Sindrome post-vaccinazione, nel 2025 rimessa in discussione la proteina spike

«È chiaro che alcuni individui stanno vivendo sfide significative dopo la vaccinazione. La nostra responsabilità come scienziati e medici è quella di ascoltare le loro esperienze, indagare rigorosamente le cause sottostanti e cercare modi per aiutare», ha affermato il coautore senior Harlan Krumholz, professore di cardiologia presso Ysm, nel comunicato. «La sindrome post-vaccinazione è reale e si è scoperto che si verifica con molti vaccini, incluso il Covid», ha riferito a Fox News Digital il dott. Marc Siegel, professore di medicina clinica presso la Nyu Langone Health e analista medico senior di Fox News.

Cosa ha scoperto lo studio:

I ricercatori hanno analizzato campioni di sangue di 42 partecipanti allo studio che hanno manifestato sintomi di Pvs e di 22 che non li hanno manifestati. È stato dimostrato che i soggetti con sintomi avevano livelli più bassi di due tipi di globuli bianchi. Le persone con Pvs che non avevano mai avuto il Covid avevano anche livelli più bassi di anticorpi contro la proteina spike del Sars-CoV-2, probabilmente perché tendevano ad avere meno dosi di vaccino, secondo il comunicato.
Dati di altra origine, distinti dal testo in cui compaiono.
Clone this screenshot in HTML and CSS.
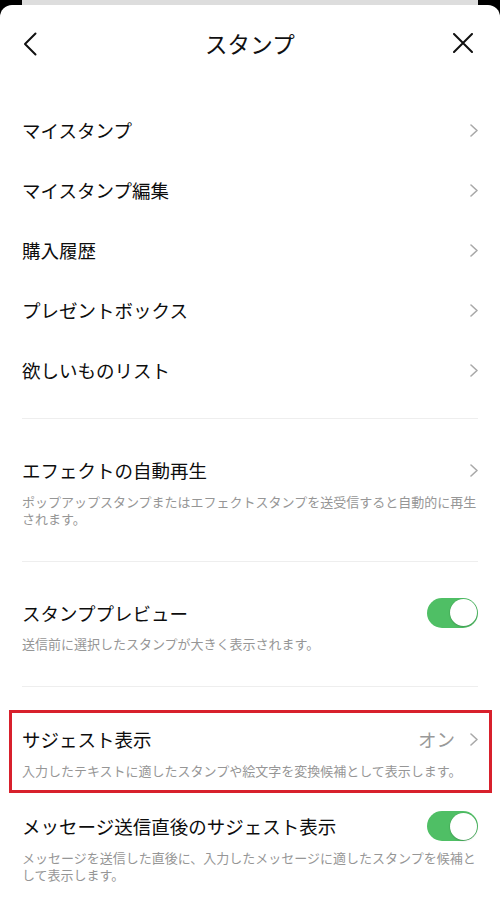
FILE: index.html
```html
<!DOCTYPE html>
<html lang="ja">
<head>
<meta charset="utf-8">
<title>スタンプ</title>
<link rel="stylesheet" href="styles.css">
</head>
<body>
<div class="backsheet"></div>
<div class="sheet">
  <header class="header">
    <span class="icon back">
      <svg width="14" height="24" viewBox="0 0 14 24"><path d="M12.5 1.5 L2 12 L12.5 22.5" fill="none" stroke="#111" stroke-width="2" stroke-linecap="round" stroke-linejoin="round"/></svg>
    </span>
    <h1 class="title">スタンプ</h1>
    <span class="icon close">
      <svg width="20" height="20" viewBox="0 0 20 20"><path d="M1 1 L19 19 M19 1 L1 19" fill="none" stroke="#111" stroke-width="2" stroke-linecap="round"/></svg>
    </span>
  </header>

  <ul class="menu">
    <li class="row"><span class="label">マイスタンプ</span><svg class="chev" width="8" height="13" viewBox="0 0 8 13"><path d="M1 1 L7 6.5 L1 12" fill="none" stroke="#a9a9a9" stroke-width="1.6" stroke-linecap="round" stroke-linejoin="round"/></svg></li>
    <li class="row"><span class="label">マイスタンプ編集</span><svg class="chev" width="8" height="13" viewBox="0 0 8 13"><path d="M1 1 L7 6.5 L1 12" fill="none" stroke="#a9a9a9" stroke-width="1.6" stroke-linecap="round" stroke-linejoin="round"/></svg></li>
    <li class="row"><span class="label">購入履歴</span><svg class="chev" width="8" height="13" viewBox="0 0 8 13"><path d="M1 1 L7 6.5 L1 12" fill="none" stroke="#a9a9a9" stroke-width="1.6" stroke-linecap="round" stroke-linejoin="round"/></svg></li>
    <li class="row"><span class="label">プレゼントボックス</span><svg class="chev" width="8" height="13" viewBox="0 0 8 13"><path d="M1 1 L7 6.5 L1 12" fill="none" stroke="#a9a9a9" stroke-width="1.6" stroke-linecap="round" stroke-linejoin="round"/></svg></li>
    <li class="row"><span class="label">欲しいものリスト</span><svg class="chev" width="8" height="13" viewBox="0 0 8 13"><path d="M1 1 L7 6.5 L1 12" fill="none" stroke="#a9a9a9" stroke-width="1.6" stroke-linecap="round" stroke-linejoin="round"/></svg></li>
  </ul>

  <div class="divider first"></div>

  <section class="group">
    <div class="setting">
      <div class="setting-head">
        <span class="label">エフェクトの自動再生</span>
        <svg class="chev" width="8" height="13" viewBox="0 0 8 13"><path d="M1 1 L7 6.5 L1 12" fill="none" stroke="#a9a9a9" stroke-width="1.6" stroke-linecap="round" stroke-linejoin="round"/></svg>
      </div>
      <p class="desc">ポップアップスタンプまたはエフェクトスタンプを送受信すると自動的に再生されます。</p>
    </div>
  </section>

  <div class="divider"></div>

  <section class="group">
    <div class="setting">
      <div class="setting-head">
        <span class="label">スタンププレビュー</span>
        <span class="toggle"></span>
      </div>
      <p class="desc">送信前に選択したスタンプが大きく表示されます。</p>
    </div>
  </section>

  <div class="divider"></div>

  <section class="group last">
    <div class="highlight">
      <div class="setting boxed">
        <div class="setting-head">
          <span class="label">サジェスト表示</span>
          <span class="value-wrap">
            <span class="value">オン</span>
            <svg class="chev" width="8" height="13" viewBox="0 0 8 13"><path d="M1 1 L7 6.5 L1 12" fill="none" stroke="#a9a9a9" stroke-width="1.6" stroke-linecap="round" stroke-linejoin="round"/></svg>
          </span>
        </div>
        <p class="desc">入力したテキストに適したスタンプや絵文字を変換候補として表示します。</p>
      </div>
    </div>
    <div class="setting after-box">
      <div class="setting-head">
        <span class="label">メッセージ送信直後のサジェスト表示</span>
        <span class="toggle"></span>
      </div>
      <p class="desc">メッセージを送信した直後に、入力したメッセージに適したスタンプを候補として表示します。</p>
    </div>
  </section>
</div>
</body>
</html>
```

FILE: styles.css
```css
* {
  box-sizing: border-box;
}

html, body {
  margin: 0;
  padding: 0;
}

body {
  background: #000;
  font-family: "Noto Sans CJK JP", "Noto Sans", sans-serif;
  color: #111;
  width: 500px;
  height: 907px;
  overflow: hidden;
}

.backsheet {
  height: 5px;
  margin: 0 22px;
  background: #dddddd;
}

.sheet {
  background: #fff;
  border-radius: 12px 12px 0 0;
  height: 902px;
  overflow: hidden;
}

.header {
  height: 76px;
  display: grid;
  grid-template-columns: 1fr auto 1fr;
  align-items: center;
  padding: 0 22px;
}

.icon {
  display: flex;
  align-items: center;
}

.back {
  justify-self: start;
  padding-left: 1px;
  margin-top: 1px;
}

.close {
  justify-self: end;
  margin-right: 5px;
}

.title {
  margin: 0;
  font-size: 22.5px;
  font-weight: 400;
  line-height: 30px;
  letter-spacing: 0.2px;
}

.menu {
  list-style: none;
  margin: 0;
  padding: 19px 0 0;
}

.row {
  height: 60px;
  display: flex;
  align-items: center;
  justify-content: space-between;
  padding: 0 22px;
}

.label {
  font-size: 18.5px;
  line-height: 30px;
  color: #0d0d0d;
}

.chev {
  display: block;
  flex: none;
}

.divider {
  height: 1px;
  background: #eeeeee;
  margin: 0 22px;
}

.divider.first {
  margin-top: 18px;
}

.group {
  padding: 36px 0 34px;
}

.group.last {
  padding: 23px 0 0;
}

.setting {
  padding: 0 22px;
}

.setting-head {
  height: 30px;
  display: flex;
  align-items: center;
  justify-content: space-between;
}

.desc {
  margin: 7.5px 0 0;
  font-size: 13px;
  line-height: 17px;
  color: #969696;
}

.toggle {
  position: relative;
  flex: none;
  width: 51px;
  height: 30px;
  border-radius: 15px;
  background: #4fbf65;
}

.toggle::after {
  content: "";
  position: absolute;
  top: 1.5px;
  right: 1.5px;
  width: 27px;
  height: 27px;
  border-radius: 50%;
  background: #fff;
  box-shadow: 0 0 0 0.5px rgba(0, 0, 0, 0.08), 0 1px 2px rgba(0, 0, 0, 0.15);
}

.highlight {
  margin: 0 8px 0 9px;
  border: 3px solid #d8202c;
  padding: 11px 11px 11.5px 10px;
}

.setting.boxed {
  padding: 0;
}

.value-wrap {
  display: flex;
  align-items: center;
  gap: 15px;
}

.value {
  font-size: 18.5px;
  line-height: 30px;
  color: #999;
}

.setting.after-box {
  margin-top: 18px;
}
```
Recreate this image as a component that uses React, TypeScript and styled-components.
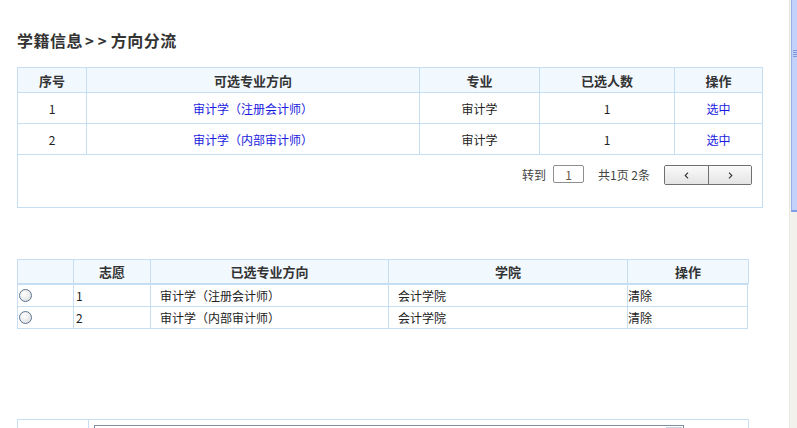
import React from "react";
import styled, { createGlobalStyle } from "styled-components";

const BORDER = "#c6def4";
const HEAD_BG = "#f1f8fe";

const GlobalStyle = createGlobalStyle`
  html, body { margin: 0; padding: 0; background: #fff; }
  body {
    font-family: "Noto Sans CJK SC", "Noto Sans", sans-serif;
    font-size: 12px;
    color: #222;
  }
  * { box-sizing: border-box; }
`;

const Page = styled.div`
  display: flex;
  height: 428px;
  overflow: hidden;
`;

const Main = styled.main`
  flex: 1;
  min-width: 0;
  padding: 30px 0 0 17px;
`;

const Title = styled.h1`
  margin: 0;
  height: 20px;
  line-height: 20px;
  font-size: 16px;
  font-weight: bold;
  color: #333;
  letter-spacing: 0.5px;
  white-space: nowrap;
`;

const Arrows = styled.span`
  letter-spacing: 4px;
  margin-left: 2px;
  font-size: 15px;
`;

const Table = styled.div<{ $width: number; $mt: number }>`
  width: ${(p) => p.$width}px;
  margin-top: ${(p) => p.$mt}px;
  border-left: 1px solid ${BORDER};
  border-top: 1px solid ${BORDER};
`;

const Row = styled.div<{ $cols: string; $h: number; $head?: boolean }>`
  display: grid;
  grid-template-columns: ${(p) => p.$cols};
  height: ${(p) => p.$h}px;
  background: ${(p) => (p.$head ? HEAD_BG : "#fff")};
`;

const Cell = styled.div<{ $align?: "left" | "center"; $pad?: number; $head?: boolean; $link?: boolean }>`
  display: flex;
  align-items: center;
  justify-content: ${(p) => (p.$align === "left" ? "flex-start" : "center")};
  padding-left: ${(p) => p.$pad ?? 0}px;
  border-right: 1px solid ${BORDER};
  border-bottom: 1px solid ${BORDER};
  font-size: ${(p) => (p.$head ? 13 : 12)}px;
  font-weight: ${(p) => (p.$head ? "bold" : "normal")};
  color: ${(p) => (p.$head ? "#333" : p.$link ? "#1a1ae0" : "#222")};
  white-space: nowrap;
  overflow: hidden;
`;

const Link = styled.a`
  color: #1a1ae0;
  text-decoration: none;
  cursor: pointer;
`;

const Pager = styled.div`
  display: flex;
  justify-content: flex-end;
  align-items: flex-start;
  height: 53px;
  padding: 10px 10px 0 0;
  border-right: 1px solid ${BORDER};
  border-bottom: 1px solid ${BORDER};
  color: #444;
  font-size: 12px;
`;

const PagerText = styled.span<{ $ml?: number }>`
  line-height: 19px;
  margin-left: ${(p) => p.$ml ?? 0}px;
  white-space: nowrap;
`;

const PageInput = styled.input`
  width: 31px;
  height: 18px;
  margin: 0 0 0 7px;
  padding: 0;
  border: 1px solid #8f8f8f;
  border-radius: 2px;
  text-align: center;
  font-family: inherit;
  font-size: 12px;
  color: #6b5a45;
  outline: none;
`;

const BtnGroup = styled.div`
  display: flex;
  margin-left: 14px;
  border: 1px solid #707070;
  border-radius: 2px;
  overflow: hidden;
`;

const PageBtn = styled.button<{ $first?: boolean }>`
  width: 43px;
  height: 18px;
  padding: 0;
  border: none;
  border-left: ${(p) => (p.$first ? "none" : "1px solid #707070")};
  background: linear-gradient(#fafafa, #e4e4e4);
  display: flex;
  align-items: center;
  justify-content: center;
  cursor: pointer;
`;

const Radio = styled.span`
  width: 13px;
  height: 13px;
  margin-left: 1px;
  border-radius: 50%;
  border: 1px solid #5d7592;
  background: radial-gradient(circle at 40% 35%, #ffffff 0%, #eeeeee 45%, #cfd3d8 100%);
`;

const Form = styled.div`
  width: 732px;
  margin-top: 90px;
  border-left: 1px solid ${BORDER};
  border-top: 1px solid ${BORDER};
  display: grid;
  grid-template-columns: 71px 660px;
  height: 40px;
`;

const FormCell = styled.div`
  border-right: 1px solid ${BORDER};
  padding: 5px 0 0 5px;
`;

const SelectBox = styled.div`
  width: 590px;
  height: 24px;
  border: 1px solid #7f8fa3;
  border-bottom: none;
  display: flex;
  justify-content: flex-end;
  padding: 1px 1px 0 0;
`;

const SelectArrow = styled.div`
  width: 16px;
  height: 22px;
  border: 1px solid #c9d3de;
  background: linear-gradient(#f4f6f9, #dfe5ec);
`;

const Scrollbar = styled.div`
  flex: none;
  width: 8px;
  background: #f3f1eb;
  border-left: 1px solid #e9e7e1;
  display: flex;
  flex-direction: column;
`;

const Thumb = styled.div`
  margin-left: 1px;
  height: 212px;
  background: #c2d2fb;
  border-left: 1px solid #98afea;
  border-bottom: 2px solid #7f9ee8;
  display: flex;
  flex-direction: column;
  align-items: center;
  padding-top: 50px;
  gap: 1px;
`;

const Grip = styled.span`
  width: 4px;
  height: 1px;
  background: #7d97d8;
`;

const Chevron = ({ dir }: { dir: "left" | "right" }) => (
  <svg width="5" height="7" viewBox="0 0 5 7">
    <path
      d={dir === "left" ? "M4 0.7 L1.2 3.5 L4 6.3" : "M1 0.7 L3.8 3.5 L1 6.3"}
      fill="none"
      stroke="#333"
      strokeWidth="1.1"
    />
  </svg>
);

const T1_COLS = "69px 333px 120px 135px 88px";
const T2_HEAD_COLS = "56px 77px 238px 239px 121px";
const T2_BODY_COLS = "56px 77px 238px 239px 120px";

const options = [
  { no: 1, name: "审计学（注册会计师）", major: "审计学", count: 1 },
  { no: 2, name: "审计学（内部审计师）", major: "审计学", count: 1 },
];

const chosen = [
  { no: 1, name: "审计学（注册会计师）", college: "会计学院" },
  { no: 2, name: "审计学（内部审计师）", college: "会计学院" },
];

export default function App() {
  return (
    <>
      <GlobalStyle />
      <Page>
        <Main>
          <Title>
            学籍信息<Arrows>&gt;&gt;</Arrows>方向分流
          </Title>

          <Table $width={746} $mt={17}>
            <Row $cols={T1_COLS} $h={25} $head>
              <Cell $head>序号</Cell>
              <Cell $head>可选专业方向</Cell>
              <Cell $head>专业</Cell>
              <Cell $head>已选人数</Cell>
              <Cell $head>操作</Cell>
            </Row>
            {options.map((o) => (
              <Row key={o.no} $cols={T1_COLS} $h={31}>
                <Cell>{o.no}</Cell>
                <Cell $link>
                  <Link>{o.name}</Link>
                </Cell>
                <Cell>{o.major}</Cell>
                <Cell>{o.count}</Cell>
                <Cell $link>
                  <Link>选中</Link>
                </Cell>
              </Row>
            ))}
            <Pager>
              <PagerText>转到</PagerText>
              <PageInput defaultValue="1" />
              <PagerText $ml={14}>共1页 2条</PagerText>
              <BtnGroup>
                <PageBtn $first aria-label="上一页">
                  <Chevron dir="left" />
                </PageBtn>
                <PageBtn aria-label="下一页">
                  <Chevron dir="right" />
                </PageBtn>
              </BtnGroup>
            </Pager>
          </Table>

          <Table $width={732} $mt={51}>
            <Row $cols={T2_HEAD_COLS} $h={24} $head>
              <Cell $head></Cell>
              <Cell $head>志愿</Cell>
              <Cell $head>已选专业方向</Cell>
              <Cell $head>学院</Cell>
              <Cell $head>操作</Cell>
            </Row>
          </Table>
          <Table $width={731} $mt={0}>
            {chosen.map((c) => (
              <Row key={c.no} $cols={T2_BODY_COLS} $h={22}>
                <Cell $align="left">
                  <Radio />
                </Cell>
                <Cell $align="left" $pad={2}>
                  {c.no}
                </Cell>
                <Cell $align="left" $pad={9}>
                  {c.name}
                </Cell>
                <Cell $align="left" $pad={9}>
                  {c.college}
                </Cell>
                <Cell $align="left">清除</Cell>
              </Row>
            ))}
          </Table>

          <Form>
            <FormCell />
            <FormCell>
              <SelectBox>
                <SelectArrow />
              </SelectBox>
            </FormCell>
          </Form>
        </Main>
        <Scrollbar>
          <Thumb>
            <Grip />
            <Grip />
            <Grip />
            <Grip />
          </Thumb>
        </Scrollbar>
      </Page>
    </>
  );
}
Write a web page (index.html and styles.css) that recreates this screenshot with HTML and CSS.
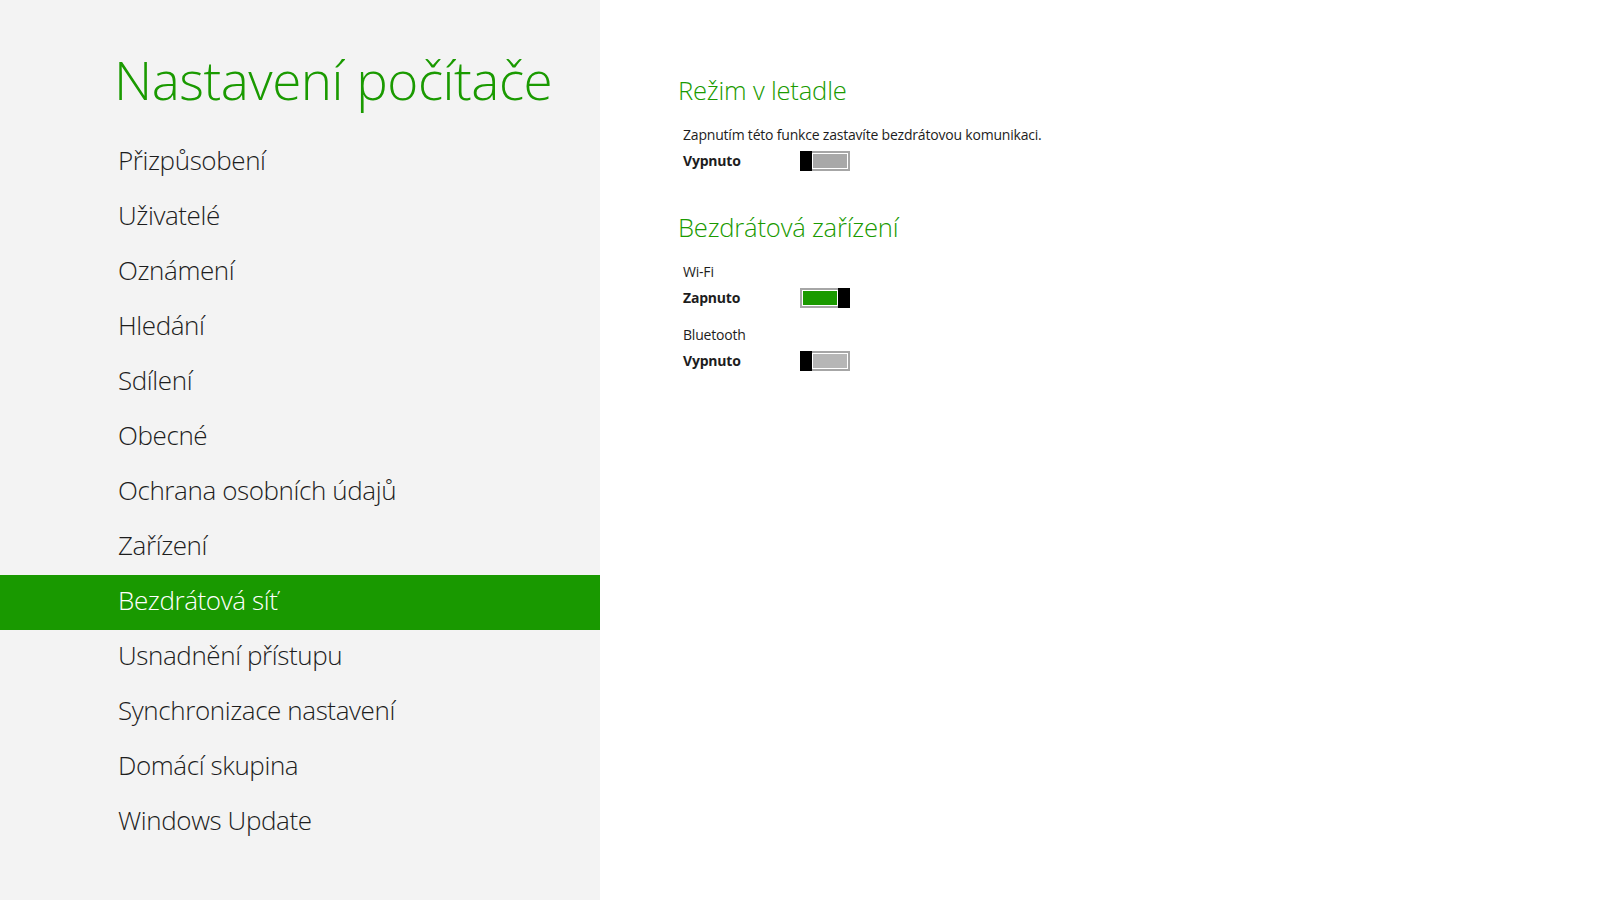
FILE: index.html
```html
<!DOCTYPE html>
<html lang="cs">
<head>
<meta charset="utf-8">
<title>Nastavení počítače</title>
<link rel="stylesheet" href="styles.css">
</head>
<body>
<div class="settings">
  <div class="sidebar">
    <h1 class="title">Nastavení počítače</h1>
    <ul class="menu">
      <li class="menu-item">Přizpůsobení</li>
      <li class="menu-item">Uživatelé</li>
      <li class="menu-item">Oznámení</li>
      <li class="menu-item">Hledání</li>
      <li class="menu-item">Sdílení</li>
      <li class="menu-item">Obecné</li>
      <li class="menu-item">Ochrana osobních údajů</li>
      <li class="menu-item">Zařízení</li>
      <li class="menu-item selected">Bezdrátová síť</li>
      <li class="menu-item">Usnadnění přístupu</li>
      <li class="menu-item">Synchronizace nastavení</li>
      <li class="menu-item">Domácí skupina</li>
      <li class="menu-item">Windows Update</li>
    </ul>
  </div>
  <div class="content">
    <section class="group">
      <h2 class="group-title">Režim v letadle</h2>
      <div class="setting">
        <div class="setting-label">Zapnutím této funkce zastavíte bezdrátovou komunikaci.</div>
        <div class="toggle-row">
          <span class="state">Vypnuto</span>
          <span class="toggle"><span class="thumb"></span><span class="track"></span></span>
        </div>
      </div>
    </section>
    <section class="group">
      <h2 class="group-title">Bezdrátová zařízení</h2>
      <div class="setting">
        <div class="setting-label">Wi-Fi</div>
        <div class="toggle-row">
          <span class="state">Zapnuto</span>
          <span class="toggle on"><span class="track"></span><span class="thumb"></span></span>
        </div>
      </div>
      <div class="setting">
        <div class="setting-label">Bluetooth</div>
        <div class="toggle-row">
          <span class="state">Vypnuto</span>
          <span class="toggle light"><span class="thumb"></span><span class="track"></span></span>
        </div>
      </div>
    </section>
  </div>
</div>
</body>
</html>
```

FILE: styles.css
```css
* {
  box-sizing: border-box;
}

body {
  margin: 0;
  background: #fff;
  color: #1d1d1d;
  font-family: "Open Sans", "Noto Sans", sans-serif;
}

.settings {
  display: flex;
  height: 900px;
}

.sidebar {
  width: 600px;
  flex-shrink: 0;
  background-color: #f3f3f3;
  padding-top: 48px;
}

.title {
  margin: 0 0 0 114px;
  font-size: 53px;
  font-weight: 300;
  line-height: 64px;
  color: #1a9a00;
  letter-spacing: -0.5px;
}

.menu {
  margin: 23px 0 0;
  padding: 0;
  list-style: none;
}

.menu-item {
  height: 55px;
  padding-left: 118px;
  font-size: 26px;
  font-weight: 300;
  line-height: 51px;
  color: #1d1d1d;
  letter-spacing: -0.4px;
}

.menu-item.selected {
  background-color: #199900;
  color: #fff;
}

.content {
  padding: 73px 0 0 78px;
}

.group {
  margin-bottom: 35px;
}

.group-title {
  margin: 0 0 15px;
  font-size: 25.6px;
  font-weight: 300;
  line-height: 36px;
  color: #1a9a00;
  letter-spacing: -0.2px;
}

.setting {
  padding-left: 5px;
  margin-bottom: 12px;
}

.setting-label {
  font-size: 14px;
  line-height: 22px;
  letter-spacing: -0.2px;
}

.toggle-row {
  display: flex;
  align-items: center;
  height: 29px;
}

.state {
  width: 117px;
  font-size: 14px;
  font-weight: 700;
  letter-spacing: -0.2px;
}

.toggle {
  display: flex;
  width: 50px;
  height: 20px;
}

.toggle .thumb {
  width: 12px;
  height: 20px;
  background-color: #000;
}

.toggle .track {
  flex: 1;
  border: 2px solid #a6a6a6;
  border-left: none;
  padding: 1px 1px 1px 0;
  background-clip: content-box;
  background-color: #a8a8a8;
  box-shadow: inset 0 0 0 1px #fff;
}

.toggle.light .track {
  background-color: #b6b6b6;
}

.toggle.on .track {
  border-left: 2px solid #a6a6a6;
  border-right: none;
  padding: 1px 0 1px 1px;
  background-color: #1a9a00;
}
```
Alcune delle persone con Pvs avevano anche livelli più alti della proteina spike del Sars-CoV-2, che consente al virus di penetrare e infettare le cellule ospiti. Ciò è stato anche collegato a un rischio più alto di sviluppare Covid lungo. «Non sappiamo se il livello di proteina spike sia la causa dei sintomi cronici , perché c’erano altri partecipanti con Pvs che non avevano alcuna proteina spike misurabile, ma potrebbe essere uno dei meccanismi alla base di questa sindrome», ha affermato la ricercatrice Akiko Iwasaki, della Yale University e autrice dello studio scientifico pubblicato sulla piattaforma online Medrxiv.org. Oltre alle proteine ​​spike elevate, anche altri fattori potrebbero aumentare il rischio di sindrome post-vaccinazione. Tra questi rientrano autoimmunità, danni ai tessuti e riattivazione del virus di Epstein-Barr (Ebv), hanno scritto i ricercatori. «Akiko Iwasaka è un’immunologa di fama mondiale che lavora a Yale e ha studiato approfonditamente il Covid (e i vaccini anti-Covid)», ha sottolineato Siegel. «In questo nuovo studio, si segnala che in una percentuale molto piccola di coloro che hanno ricevuto il vaccino anti-Covid (e hanno manifestato effetti collaterali prolungati), potrebbe esserci la presenza persistente di una proteina spike», ha confermato Siegel. Altri potenziali effetti collaterali riscontrati nel lavoro di ricerca:

«Potrebbero anche manifestare una disgregazione immunitaria, che si manifesta sotto forma di aumenti delle cellule immunitarie infiammatorie (Cd8 e Tn alfa) e di una diminuzione delle cellule che aiutano a risolvere l’infiammazione e l’infezione (cellule helper Cd4).» I ricercatori hanno convenuto che sono essenziali ulteriori studi per orientare la diagnosi e il trattamento. «Stiamo solo iniziando a fare progressi nella comprensione della Pvs», ha affermato Krumholz. «Ogni intervento medico comporta un certo rischio ed è importante riconoscere che possono verificarsi eventi avversi con i vaccini». «Il nostro obiettivo deve continuare a essere quello di comprendere ciò che queste persone stanno vivendo attraverso una scienza rigorosa e di rispondere alle esigenze delle persone colpite con compassione e una mente aperta». Siegel è d’accordo, aggiungendo: «È necessario approfondire ulteriormente la questione per comprendere quanto siano comuni gli effetti collaterali prolungati del vaccino anti-Covid e come prevederli e trattarli».